What This Means for AI and Synthetic Minds

This view also exposes a limitation in how people often describe modern AI. Even powerful systems mostly simulate functions. They learn mappings from inputs to outputs, sometimes with impressive generalization, but the computation is still a digital procedure running on hardware built for a very different style of computing. Brains, by contrast, carry out computation in physical time. Continuous fields, ion flows, dendritic integration, local oscillatory coupling, and emergent electromagnetic interactions are not just biological “details” that can be ignored while extracting an abstract algorithm. In our view, these are the computational primitives of the system. They are the mechanisms that enable real-time integration, resilience, and adaptive control.

Not Biology Only, But Biology Like Computation

This does not mean we think consciousness is somehow restricted to carbon-based life. We are not arguing “biology or nothing.” Our claim is narrower and more practical. If consciousness (or mind-like cognition) depends on this kind of computation, then it may require biological-style computational organization, even if it is built in new substrates. The key issue is not whether the substrate is literally biological, but whether the system instantiates the right kind of hybrid, scale-inseparable, metabolically (or more generally energetically) grounded computation.
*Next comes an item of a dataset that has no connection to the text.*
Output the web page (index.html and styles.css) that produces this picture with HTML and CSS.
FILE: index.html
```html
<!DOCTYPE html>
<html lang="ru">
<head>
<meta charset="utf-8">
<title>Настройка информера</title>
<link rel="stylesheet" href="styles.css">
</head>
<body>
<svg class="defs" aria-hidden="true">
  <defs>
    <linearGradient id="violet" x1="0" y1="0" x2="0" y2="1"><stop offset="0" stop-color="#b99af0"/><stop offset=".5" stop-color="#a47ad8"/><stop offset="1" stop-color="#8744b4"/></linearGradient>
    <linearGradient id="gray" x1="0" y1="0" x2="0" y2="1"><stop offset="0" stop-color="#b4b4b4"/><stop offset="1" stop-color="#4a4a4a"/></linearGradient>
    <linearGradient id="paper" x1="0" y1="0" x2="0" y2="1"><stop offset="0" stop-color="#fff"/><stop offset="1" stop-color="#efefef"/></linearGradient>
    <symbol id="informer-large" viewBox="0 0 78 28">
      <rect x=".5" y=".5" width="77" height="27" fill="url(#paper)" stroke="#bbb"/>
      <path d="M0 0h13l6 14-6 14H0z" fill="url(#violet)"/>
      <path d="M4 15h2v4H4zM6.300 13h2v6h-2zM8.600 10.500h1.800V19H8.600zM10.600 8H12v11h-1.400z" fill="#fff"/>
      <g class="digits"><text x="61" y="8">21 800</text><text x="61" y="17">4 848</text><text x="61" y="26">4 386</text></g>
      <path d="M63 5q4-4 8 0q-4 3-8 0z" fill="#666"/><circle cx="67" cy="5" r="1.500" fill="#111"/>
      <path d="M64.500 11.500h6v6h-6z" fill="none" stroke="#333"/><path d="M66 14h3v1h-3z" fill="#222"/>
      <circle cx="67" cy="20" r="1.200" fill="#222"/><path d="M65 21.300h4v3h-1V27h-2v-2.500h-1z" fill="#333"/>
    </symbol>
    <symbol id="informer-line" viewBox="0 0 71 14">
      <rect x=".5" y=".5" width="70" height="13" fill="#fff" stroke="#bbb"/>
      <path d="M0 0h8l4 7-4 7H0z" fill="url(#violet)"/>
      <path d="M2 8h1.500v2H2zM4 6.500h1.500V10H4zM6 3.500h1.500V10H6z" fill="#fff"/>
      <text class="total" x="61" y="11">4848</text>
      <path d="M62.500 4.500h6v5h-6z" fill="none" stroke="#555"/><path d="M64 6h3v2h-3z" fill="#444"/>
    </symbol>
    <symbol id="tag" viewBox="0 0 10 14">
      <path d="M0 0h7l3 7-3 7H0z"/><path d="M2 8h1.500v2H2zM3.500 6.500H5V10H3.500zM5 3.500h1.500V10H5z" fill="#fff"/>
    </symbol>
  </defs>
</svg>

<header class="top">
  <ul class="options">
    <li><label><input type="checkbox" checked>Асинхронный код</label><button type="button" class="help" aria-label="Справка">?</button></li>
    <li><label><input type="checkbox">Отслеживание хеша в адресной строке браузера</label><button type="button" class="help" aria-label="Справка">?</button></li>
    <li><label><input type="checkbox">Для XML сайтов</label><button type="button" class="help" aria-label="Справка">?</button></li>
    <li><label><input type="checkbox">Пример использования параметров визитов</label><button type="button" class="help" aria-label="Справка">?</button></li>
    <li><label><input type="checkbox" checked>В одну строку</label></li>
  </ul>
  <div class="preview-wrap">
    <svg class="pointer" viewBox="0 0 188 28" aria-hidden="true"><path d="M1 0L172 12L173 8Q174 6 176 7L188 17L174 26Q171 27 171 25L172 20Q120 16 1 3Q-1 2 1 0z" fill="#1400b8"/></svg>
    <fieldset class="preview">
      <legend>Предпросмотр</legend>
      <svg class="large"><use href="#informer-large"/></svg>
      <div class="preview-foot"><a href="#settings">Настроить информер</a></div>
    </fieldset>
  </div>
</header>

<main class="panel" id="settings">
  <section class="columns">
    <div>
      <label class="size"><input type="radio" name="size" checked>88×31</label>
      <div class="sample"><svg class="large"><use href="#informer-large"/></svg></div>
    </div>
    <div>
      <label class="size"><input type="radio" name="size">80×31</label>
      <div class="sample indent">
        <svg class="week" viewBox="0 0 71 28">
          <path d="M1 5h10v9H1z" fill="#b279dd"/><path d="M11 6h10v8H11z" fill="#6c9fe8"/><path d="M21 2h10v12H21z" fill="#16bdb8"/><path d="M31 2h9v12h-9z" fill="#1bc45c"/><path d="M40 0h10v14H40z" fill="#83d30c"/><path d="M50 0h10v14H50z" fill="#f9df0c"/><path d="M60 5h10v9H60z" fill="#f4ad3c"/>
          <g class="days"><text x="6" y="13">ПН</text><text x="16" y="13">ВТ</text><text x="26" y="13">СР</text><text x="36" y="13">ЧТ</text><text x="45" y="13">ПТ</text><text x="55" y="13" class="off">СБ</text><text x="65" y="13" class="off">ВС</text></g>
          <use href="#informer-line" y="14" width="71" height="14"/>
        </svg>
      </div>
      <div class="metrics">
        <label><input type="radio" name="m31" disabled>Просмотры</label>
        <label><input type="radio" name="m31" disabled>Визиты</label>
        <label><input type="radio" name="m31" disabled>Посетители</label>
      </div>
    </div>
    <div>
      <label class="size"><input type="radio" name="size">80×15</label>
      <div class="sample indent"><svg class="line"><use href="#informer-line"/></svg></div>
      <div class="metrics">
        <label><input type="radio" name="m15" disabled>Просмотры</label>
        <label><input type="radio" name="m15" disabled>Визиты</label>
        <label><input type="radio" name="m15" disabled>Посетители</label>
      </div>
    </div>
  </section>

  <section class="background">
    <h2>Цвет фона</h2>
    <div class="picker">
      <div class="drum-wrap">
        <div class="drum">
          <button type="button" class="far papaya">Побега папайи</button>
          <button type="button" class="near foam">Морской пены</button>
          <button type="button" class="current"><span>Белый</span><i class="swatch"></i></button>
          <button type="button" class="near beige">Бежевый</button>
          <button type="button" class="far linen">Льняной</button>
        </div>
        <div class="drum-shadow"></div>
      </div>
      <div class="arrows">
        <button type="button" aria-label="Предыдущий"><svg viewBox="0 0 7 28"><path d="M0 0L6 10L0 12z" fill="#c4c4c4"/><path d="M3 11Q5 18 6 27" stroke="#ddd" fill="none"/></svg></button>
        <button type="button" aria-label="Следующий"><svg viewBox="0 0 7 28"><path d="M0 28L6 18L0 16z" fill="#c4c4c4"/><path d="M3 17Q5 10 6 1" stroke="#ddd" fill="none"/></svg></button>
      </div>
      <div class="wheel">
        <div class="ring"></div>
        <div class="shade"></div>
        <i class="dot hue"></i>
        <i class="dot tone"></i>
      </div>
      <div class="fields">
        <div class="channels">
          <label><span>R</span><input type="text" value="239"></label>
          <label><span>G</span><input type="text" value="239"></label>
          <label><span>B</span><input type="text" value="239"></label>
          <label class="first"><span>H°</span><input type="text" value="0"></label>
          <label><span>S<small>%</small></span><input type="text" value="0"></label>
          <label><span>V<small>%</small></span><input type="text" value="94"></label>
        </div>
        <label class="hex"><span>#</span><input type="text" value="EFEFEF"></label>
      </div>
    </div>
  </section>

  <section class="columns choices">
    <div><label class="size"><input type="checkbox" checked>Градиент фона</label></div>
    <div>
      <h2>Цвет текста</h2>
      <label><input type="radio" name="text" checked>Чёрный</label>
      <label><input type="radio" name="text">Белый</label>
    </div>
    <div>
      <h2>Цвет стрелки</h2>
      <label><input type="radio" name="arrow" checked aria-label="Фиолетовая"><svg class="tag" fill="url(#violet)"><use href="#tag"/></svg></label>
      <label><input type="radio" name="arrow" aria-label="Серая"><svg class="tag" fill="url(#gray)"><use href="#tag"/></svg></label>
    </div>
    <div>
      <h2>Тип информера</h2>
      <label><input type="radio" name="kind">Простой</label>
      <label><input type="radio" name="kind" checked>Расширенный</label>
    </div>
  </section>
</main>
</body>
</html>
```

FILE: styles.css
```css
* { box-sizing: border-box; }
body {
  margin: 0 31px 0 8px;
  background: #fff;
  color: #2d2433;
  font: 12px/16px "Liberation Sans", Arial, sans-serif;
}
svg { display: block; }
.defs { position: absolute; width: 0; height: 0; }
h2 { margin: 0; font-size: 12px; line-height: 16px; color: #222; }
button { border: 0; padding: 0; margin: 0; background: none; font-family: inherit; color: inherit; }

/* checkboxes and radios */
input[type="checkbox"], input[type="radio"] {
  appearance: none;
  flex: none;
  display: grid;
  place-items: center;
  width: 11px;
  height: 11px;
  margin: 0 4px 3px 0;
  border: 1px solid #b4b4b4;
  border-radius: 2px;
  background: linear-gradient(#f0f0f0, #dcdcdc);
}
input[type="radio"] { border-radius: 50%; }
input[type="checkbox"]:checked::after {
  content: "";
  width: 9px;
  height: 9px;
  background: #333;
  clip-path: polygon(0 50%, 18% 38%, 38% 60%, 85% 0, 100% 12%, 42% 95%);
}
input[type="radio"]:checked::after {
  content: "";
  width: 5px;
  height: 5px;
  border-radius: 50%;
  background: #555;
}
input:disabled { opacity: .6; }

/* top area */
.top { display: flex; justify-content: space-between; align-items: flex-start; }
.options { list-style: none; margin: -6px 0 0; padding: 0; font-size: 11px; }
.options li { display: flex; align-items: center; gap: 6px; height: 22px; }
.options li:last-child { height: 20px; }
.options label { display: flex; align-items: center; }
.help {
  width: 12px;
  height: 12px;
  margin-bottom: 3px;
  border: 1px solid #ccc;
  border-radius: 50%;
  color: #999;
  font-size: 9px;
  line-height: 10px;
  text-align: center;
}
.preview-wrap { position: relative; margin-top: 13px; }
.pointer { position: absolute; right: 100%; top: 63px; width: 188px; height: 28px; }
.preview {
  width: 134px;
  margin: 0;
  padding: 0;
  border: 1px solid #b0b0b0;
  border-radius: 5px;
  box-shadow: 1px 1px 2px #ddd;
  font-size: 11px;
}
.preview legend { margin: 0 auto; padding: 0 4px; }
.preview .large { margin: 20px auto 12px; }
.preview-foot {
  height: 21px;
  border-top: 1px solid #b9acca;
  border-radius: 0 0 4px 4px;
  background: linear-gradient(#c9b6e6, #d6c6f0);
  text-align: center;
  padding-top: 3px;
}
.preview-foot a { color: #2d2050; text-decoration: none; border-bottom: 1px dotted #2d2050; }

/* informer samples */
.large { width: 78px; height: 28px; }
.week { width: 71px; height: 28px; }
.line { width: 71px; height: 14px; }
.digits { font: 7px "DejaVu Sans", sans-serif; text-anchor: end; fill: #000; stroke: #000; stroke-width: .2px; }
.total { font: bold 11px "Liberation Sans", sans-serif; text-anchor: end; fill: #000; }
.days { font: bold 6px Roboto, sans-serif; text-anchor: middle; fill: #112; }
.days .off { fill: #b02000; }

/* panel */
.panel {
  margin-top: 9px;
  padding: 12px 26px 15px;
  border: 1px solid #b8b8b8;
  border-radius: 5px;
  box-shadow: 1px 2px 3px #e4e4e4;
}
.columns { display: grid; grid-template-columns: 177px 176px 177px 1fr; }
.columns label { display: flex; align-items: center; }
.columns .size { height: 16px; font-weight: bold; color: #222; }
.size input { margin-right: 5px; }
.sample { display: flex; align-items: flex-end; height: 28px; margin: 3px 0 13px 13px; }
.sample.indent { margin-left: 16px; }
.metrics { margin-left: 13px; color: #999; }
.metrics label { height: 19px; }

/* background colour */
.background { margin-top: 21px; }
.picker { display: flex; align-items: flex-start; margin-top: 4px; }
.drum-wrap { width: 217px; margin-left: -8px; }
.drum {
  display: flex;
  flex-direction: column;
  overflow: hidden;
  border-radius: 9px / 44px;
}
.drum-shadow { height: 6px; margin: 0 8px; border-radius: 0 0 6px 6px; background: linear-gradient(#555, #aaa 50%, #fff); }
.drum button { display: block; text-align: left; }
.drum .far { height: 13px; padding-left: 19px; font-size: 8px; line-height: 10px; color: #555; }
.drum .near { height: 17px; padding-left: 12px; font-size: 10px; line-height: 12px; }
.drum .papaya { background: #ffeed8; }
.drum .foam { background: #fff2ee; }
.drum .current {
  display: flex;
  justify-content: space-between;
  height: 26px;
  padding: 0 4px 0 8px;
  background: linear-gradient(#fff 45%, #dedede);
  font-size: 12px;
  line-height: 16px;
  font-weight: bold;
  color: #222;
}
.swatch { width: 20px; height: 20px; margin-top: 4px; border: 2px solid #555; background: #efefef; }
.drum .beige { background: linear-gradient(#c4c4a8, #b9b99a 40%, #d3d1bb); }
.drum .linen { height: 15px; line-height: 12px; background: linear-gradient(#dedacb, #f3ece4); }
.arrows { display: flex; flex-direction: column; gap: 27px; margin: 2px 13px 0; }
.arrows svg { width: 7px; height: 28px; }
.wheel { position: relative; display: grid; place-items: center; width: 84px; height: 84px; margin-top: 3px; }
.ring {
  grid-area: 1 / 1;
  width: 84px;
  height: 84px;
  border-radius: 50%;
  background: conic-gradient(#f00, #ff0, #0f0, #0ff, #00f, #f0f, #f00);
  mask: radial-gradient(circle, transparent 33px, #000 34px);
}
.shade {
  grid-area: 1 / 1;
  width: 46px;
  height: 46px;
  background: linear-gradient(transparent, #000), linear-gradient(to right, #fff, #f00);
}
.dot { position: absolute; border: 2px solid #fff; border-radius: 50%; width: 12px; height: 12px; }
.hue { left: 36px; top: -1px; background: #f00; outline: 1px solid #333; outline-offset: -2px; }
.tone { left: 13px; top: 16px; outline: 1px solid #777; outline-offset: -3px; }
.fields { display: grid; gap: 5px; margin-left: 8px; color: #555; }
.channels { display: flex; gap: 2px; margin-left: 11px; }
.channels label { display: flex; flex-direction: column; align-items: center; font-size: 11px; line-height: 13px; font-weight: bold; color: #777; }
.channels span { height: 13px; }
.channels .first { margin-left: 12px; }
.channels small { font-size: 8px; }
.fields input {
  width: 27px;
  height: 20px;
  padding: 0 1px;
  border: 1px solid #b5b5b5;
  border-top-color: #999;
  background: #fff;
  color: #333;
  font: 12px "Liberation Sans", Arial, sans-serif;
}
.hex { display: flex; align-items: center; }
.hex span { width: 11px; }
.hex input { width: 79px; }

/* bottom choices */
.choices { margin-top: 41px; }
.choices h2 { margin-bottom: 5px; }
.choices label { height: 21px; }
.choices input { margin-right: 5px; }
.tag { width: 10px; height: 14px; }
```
A Different Target for Building Conscious Machines

That reframes the goal for anyone trying to build synthetic minds. If brain computation cannot be separated from how it is physically realized, then scaling digital AI alone may not be enough. This is not because digital systems cannot become more capable, but because capability is only part of the puzzle. The deeper risk is that we may be optimizing the wrong thing by improving algorithms while leaving the underlying computational ontology unchanged. Biological computationalism suggests that building truly mind-like systems may require new kinds of physical machines whose computation is not organized as software on hardware, but spread across levels, dynamically linked, and shaped by the constraints of real-time physics and energy.
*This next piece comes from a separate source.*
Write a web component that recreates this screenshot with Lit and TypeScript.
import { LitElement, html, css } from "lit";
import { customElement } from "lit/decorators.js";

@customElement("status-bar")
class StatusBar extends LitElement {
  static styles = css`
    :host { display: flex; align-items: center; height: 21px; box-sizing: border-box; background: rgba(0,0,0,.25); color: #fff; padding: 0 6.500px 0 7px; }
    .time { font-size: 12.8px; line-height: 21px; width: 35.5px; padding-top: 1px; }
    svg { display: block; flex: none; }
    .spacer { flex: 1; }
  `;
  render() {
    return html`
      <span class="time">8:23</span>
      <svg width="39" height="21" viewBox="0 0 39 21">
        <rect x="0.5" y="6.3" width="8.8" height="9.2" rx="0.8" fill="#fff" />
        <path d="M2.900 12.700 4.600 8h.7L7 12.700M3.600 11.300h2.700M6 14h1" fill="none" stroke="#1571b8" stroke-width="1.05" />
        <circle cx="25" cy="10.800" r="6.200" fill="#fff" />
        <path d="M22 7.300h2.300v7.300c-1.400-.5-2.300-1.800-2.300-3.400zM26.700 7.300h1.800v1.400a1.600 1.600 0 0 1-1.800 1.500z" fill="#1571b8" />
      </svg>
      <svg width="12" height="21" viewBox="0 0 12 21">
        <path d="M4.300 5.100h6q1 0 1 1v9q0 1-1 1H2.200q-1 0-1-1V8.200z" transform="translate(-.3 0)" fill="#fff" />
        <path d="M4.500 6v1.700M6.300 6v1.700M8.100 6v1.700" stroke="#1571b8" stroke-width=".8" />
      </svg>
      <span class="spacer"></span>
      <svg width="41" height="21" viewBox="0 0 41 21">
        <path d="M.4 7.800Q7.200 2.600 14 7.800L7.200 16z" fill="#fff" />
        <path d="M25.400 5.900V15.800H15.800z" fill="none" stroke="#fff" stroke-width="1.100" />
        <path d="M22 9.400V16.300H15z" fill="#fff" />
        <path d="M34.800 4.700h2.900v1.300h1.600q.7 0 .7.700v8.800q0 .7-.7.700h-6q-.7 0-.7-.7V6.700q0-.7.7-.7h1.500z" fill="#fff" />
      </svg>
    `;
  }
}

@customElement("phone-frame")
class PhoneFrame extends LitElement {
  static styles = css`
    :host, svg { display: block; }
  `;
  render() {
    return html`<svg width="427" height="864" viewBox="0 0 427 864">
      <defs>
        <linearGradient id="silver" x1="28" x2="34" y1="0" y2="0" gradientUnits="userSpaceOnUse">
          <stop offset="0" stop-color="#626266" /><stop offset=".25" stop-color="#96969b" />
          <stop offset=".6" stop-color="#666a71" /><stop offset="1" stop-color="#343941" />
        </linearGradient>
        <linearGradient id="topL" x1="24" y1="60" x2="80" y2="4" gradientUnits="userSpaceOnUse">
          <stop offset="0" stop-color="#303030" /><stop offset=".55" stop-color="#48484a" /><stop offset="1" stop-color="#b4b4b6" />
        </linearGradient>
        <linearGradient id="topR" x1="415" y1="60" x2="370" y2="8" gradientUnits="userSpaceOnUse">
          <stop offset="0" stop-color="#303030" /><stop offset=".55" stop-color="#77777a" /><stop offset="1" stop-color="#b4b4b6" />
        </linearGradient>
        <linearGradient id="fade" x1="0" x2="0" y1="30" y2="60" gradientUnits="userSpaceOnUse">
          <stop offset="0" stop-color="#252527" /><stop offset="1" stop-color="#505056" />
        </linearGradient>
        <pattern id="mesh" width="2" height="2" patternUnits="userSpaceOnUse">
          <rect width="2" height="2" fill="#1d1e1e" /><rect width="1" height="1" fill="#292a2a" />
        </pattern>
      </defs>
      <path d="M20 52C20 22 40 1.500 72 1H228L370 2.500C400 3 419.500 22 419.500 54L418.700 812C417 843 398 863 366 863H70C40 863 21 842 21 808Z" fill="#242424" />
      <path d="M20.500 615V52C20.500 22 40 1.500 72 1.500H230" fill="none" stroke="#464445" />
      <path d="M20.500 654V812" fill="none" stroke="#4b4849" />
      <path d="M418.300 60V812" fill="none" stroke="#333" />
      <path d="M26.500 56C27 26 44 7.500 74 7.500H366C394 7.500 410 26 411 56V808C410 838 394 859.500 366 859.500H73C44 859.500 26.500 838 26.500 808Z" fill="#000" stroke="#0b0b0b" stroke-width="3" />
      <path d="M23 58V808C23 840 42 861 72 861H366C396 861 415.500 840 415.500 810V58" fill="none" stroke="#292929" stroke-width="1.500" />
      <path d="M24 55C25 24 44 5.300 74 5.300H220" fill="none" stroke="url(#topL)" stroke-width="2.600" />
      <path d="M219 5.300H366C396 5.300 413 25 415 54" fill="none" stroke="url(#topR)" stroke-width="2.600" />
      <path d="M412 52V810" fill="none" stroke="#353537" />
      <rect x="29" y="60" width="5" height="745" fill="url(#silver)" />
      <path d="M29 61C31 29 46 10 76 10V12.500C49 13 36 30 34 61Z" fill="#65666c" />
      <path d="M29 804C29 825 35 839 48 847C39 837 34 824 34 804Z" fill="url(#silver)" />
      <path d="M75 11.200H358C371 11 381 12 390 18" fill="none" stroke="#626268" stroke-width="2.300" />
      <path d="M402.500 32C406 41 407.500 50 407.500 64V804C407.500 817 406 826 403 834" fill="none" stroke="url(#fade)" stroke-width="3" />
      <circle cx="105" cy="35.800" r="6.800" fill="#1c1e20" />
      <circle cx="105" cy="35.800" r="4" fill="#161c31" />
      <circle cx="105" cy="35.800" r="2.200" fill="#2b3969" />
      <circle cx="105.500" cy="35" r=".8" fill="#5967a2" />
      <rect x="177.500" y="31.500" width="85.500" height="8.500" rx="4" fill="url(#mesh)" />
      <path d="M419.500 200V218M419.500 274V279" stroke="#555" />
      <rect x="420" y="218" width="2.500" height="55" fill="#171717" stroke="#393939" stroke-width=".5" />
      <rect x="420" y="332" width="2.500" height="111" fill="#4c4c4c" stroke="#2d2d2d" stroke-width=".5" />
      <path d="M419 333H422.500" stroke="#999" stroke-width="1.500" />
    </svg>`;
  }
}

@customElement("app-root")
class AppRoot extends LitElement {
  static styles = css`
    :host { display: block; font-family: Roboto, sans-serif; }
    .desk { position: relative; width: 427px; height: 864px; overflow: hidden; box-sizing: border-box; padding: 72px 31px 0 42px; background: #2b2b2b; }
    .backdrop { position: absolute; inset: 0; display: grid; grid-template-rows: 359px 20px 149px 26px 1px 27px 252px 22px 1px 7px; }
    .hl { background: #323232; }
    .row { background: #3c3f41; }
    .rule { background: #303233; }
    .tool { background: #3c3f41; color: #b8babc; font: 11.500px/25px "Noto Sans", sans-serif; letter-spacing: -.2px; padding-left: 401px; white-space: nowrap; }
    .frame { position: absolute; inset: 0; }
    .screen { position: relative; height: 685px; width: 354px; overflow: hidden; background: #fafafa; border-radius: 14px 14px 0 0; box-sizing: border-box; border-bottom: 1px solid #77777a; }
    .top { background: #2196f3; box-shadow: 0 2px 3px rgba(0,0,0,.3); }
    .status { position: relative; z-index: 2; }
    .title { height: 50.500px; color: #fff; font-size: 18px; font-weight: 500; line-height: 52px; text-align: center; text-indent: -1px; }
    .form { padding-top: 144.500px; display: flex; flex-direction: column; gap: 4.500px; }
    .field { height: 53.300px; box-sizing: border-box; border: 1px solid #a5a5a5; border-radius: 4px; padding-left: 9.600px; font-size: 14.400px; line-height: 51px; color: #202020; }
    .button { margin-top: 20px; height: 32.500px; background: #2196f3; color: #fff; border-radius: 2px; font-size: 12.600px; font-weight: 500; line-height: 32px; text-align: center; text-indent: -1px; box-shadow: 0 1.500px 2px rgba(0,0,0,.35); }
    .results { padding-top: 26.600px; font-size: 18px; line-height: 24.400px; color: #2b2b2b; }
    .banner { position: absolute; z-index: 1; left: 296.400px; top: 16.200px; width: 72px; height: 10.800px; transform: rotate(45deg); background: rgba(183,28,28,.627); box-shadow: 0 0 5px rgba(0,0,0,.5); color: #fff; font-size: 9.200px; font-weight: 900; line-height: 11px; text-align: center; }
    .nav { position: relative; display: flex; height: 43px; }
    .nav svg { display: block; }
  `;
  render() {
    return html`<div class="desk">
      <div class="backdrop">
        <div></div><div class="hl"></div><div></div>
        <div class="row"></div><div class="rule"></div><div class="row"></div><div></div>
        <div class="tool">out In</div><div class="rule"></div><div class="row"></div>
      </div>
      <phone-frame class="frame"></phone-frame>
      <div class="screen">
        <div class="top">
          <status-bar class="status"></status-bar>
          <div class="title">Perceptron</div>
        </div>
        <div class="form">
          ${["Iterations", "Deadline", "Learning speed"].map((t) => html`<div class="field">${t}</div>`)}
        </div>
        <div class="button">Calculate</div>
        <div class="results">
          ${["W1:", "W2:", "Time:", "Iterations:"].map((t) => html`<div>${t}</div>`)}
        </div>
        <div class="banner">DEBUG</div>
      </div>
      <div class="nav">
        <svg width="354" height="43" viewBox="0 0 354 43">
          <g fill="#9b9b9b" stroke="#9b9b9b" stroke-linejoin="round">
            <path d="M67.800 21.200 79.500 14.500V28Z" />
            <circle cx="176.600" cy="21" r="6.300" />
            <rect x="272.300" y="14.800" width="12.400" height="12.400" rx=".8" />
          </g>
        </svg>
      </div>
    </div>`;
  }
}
So if we want something like synthetic consciousness, the central question may not be, “What algorithm should we run?” It may be, “What kind of physical system must exist for that algorithm to be inseparable from its own dynamics?” What features are required, including hybrid event-field interactions, multi-scale coupling without clean interfaces, and energetic constraints that shape inference and learning, so that computation is not an abstract description layered on top but an intrinsic property of the system itself?

That is the shift biological computationalism calls for. It moves the challenge from finding the right program to finding the right kind of computing matter.